I have seen many say this and I believe it to be true. Suicide is a permenant solution to a temporary problem.
The pain of a suicide never goes away, that isn't what I am saying. You can however turn this into a positve to make you stronger instead of doing the same thing your friend did. It is possible your friend may have had a chemical imbalance which definately creates a feeling of hopelessness and left untreated can often lead to suicide.
I can say I for one and I am sure others here as well do care. I myself am not suicidal. I have experienced 2 suicide deaths in my life. So I come on here and if I can reach just ONE person, my time I spend on here is worth it. Do I have to come here and try to reach out and help others that honestly well none of us know one another, no I don't. But I do, because in a way I suppose it to helps me to know that maybe I can help one person seek the help they not only may need, but deserve.

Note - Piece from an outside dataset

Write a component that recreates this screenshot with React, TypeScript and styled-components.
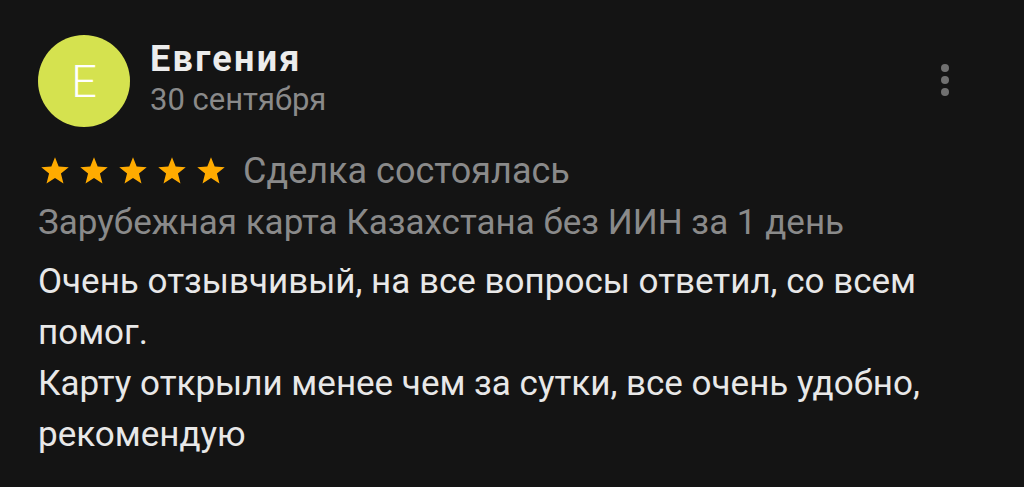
import React from "react";
import styled, { createGlobalStyle } from "styled-components";

const GlobalStyle = createGlobalStyle`
  html, body {
    margin: 0;
    padding: 0;
    background: #141414;
  }
  body {
    font-family: Roboto, "Noto Sans", sans-serif;
    -webkit-font-smoothing: antialiased;
  }
`;

const Review = styled.div`
  width: 1024px;
  height: 487px;
  box-sizing: border-box;
  padding: 35px 38px 0 38px;
  background: #141414;
  color: #e8e8e8;
`;

const Header = styled.div`
  display: flex;
  align-items: center;
  gap: 20px;
`;

const Avatar = styled.div`
  width: 92px;
  height: 92px;
  border-radius: 50%;
  background: #d5e24f;
  color: #ffffff;
  display: flex;
  align-items: center;
  justify-content: center;
  font-size: 45px;
  font-weight: 300;
  flex-shrink: 0;
`;

const Author = styled.div`
  display: flex;
  flex-direction: column;
  flex: 1;
  margin-top: -6px;
`;

const Name = styled.div`
  font-size: 36px;
  font-weight: 700;
  letter-spacing: 2.3px;
  color: #ececec;
  line-height: 44px;
`;

const DateText = styled.div`
  font-size: 31px;
  color: #8a8a8a;
  line-height: 38px;
`;

const Menu = styled.div`
  display: flex;
  flex-direction: column;
  gap: 4px;
  margin-right: 37px;
  margin-top: -2px;
`;

const Dot = styled.span`
  width: 8px;
  height: 8px;
  border-radius: 50%;
  background: #707070;
`;

const RatingRow = styled.div`
  display: flex;
  align-items: center;
  margin-top: 19px;
  gap: 16px;
`;

const Stars = styled.div`
  display: flex;
  gap: 7px;
  padding-left: 1px;
`;

const Muted = styled.div<{ $size?: number }>`
  font-size: ${(p) => p.$size ?? 35}px;
  color: #8a8a8a;
  line-height: 50px;
`;

const Service = styled(Muted)`
  margin-top: 2px;
`;

const Body = styled.div`
  margin-top: 8px;
  font-size: 35px;
  line-height: 51px;
  color: #e8e8e8;
  width: 950px;
`;

const Star = () => (
  <svg width="32" height="32" viewBox="0 0 24 24">
    <path
      fill="#ffab00"
      d="M12 1.6l2.75 7.05 7.55.45-5.85 4.85 1.9 7.35L12 17.25l-6.35 4.05 1.9-7.35L1.7 9.1l7.55-.45z"
    />
  </svg>
);

export default function App() {
  return (
    <>
      <GlobalStyle />
      <Review>
        <Header>
          <Avatar>Е</Avatar>
          <Author>
            <Name>Евгения</Name>
            <DateText>30 сентября</DateText>
          </Author>
          <Menu>
            <Dot />
            <Dot />
            <Dot />
          </Menu>
        </Header>
        <RatingRow>
          <Stars>
            {[0, 1, 2, 3, 4].map((i) => (
              <Star key={i} />
            ))}
          </Stars>
          <Muted $size={36}>Сделка состоялась</Muted>
        </RatingRow>
        <Service>Зарубежная карта Казахстана без ИИН за 1 день</Service>
        <Body>
          Очень отзывчивый, на все вопросы ответил, со всем помог.
          <br />
          Карту открыли менее чем за сутки, все очень удобно, рекомендую
        </Body>
      </Review>
    </>
  );
}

Please don't give up on your life...........and PM me if you would like to talk further.
I'm sorry shellz. I've tried to reach out to others like you ever since I came here because I noticed so many had it so much worse than me. I see the pain and want to help. But in the end it turns out I'm not very good at it. I just don't always know what to do or say. And at times my own problem, small as it is, gets to me.
It seems I've failed not only you, but also someone else from here I care about very deeply has stopped talking to me. I think it's a sign I should stop trying to help for a while.
I just hate knowing that I am not good enough for my family. No matter what I do I still get abused mentally/physically. I want that to end. I have told them numerous times how much it hurts me for them to do that to me. But yet they still do it. I want that to stop. I want this to stop. I want my life to stop.
I am not surprised that you want it to stop, abuse of any form is very wrong. If you can give me an idea of your age, and if you are in the UK, then there are places and people that can help you escape that hellhole.
I really can relate to what you are saying. I have grown up knowing I am not good enough, and it is such a horrendous feeling, knowing that whatever you do, however hard you try, you are never good enough. But it is important that you realise that you are important, you are a special person, and most likely, once you leave that place, your confidence and self esteem will grow and improve.
Killing yourself let's the abusers win, and that's not right. They deserve to lose, and the best way for them to lose is for you to show them that all they have put you through has not stopped you from being a brilliant, successful, caring, loving person.
It is hard, but try to keep fighting, even if it is just so that they don't win.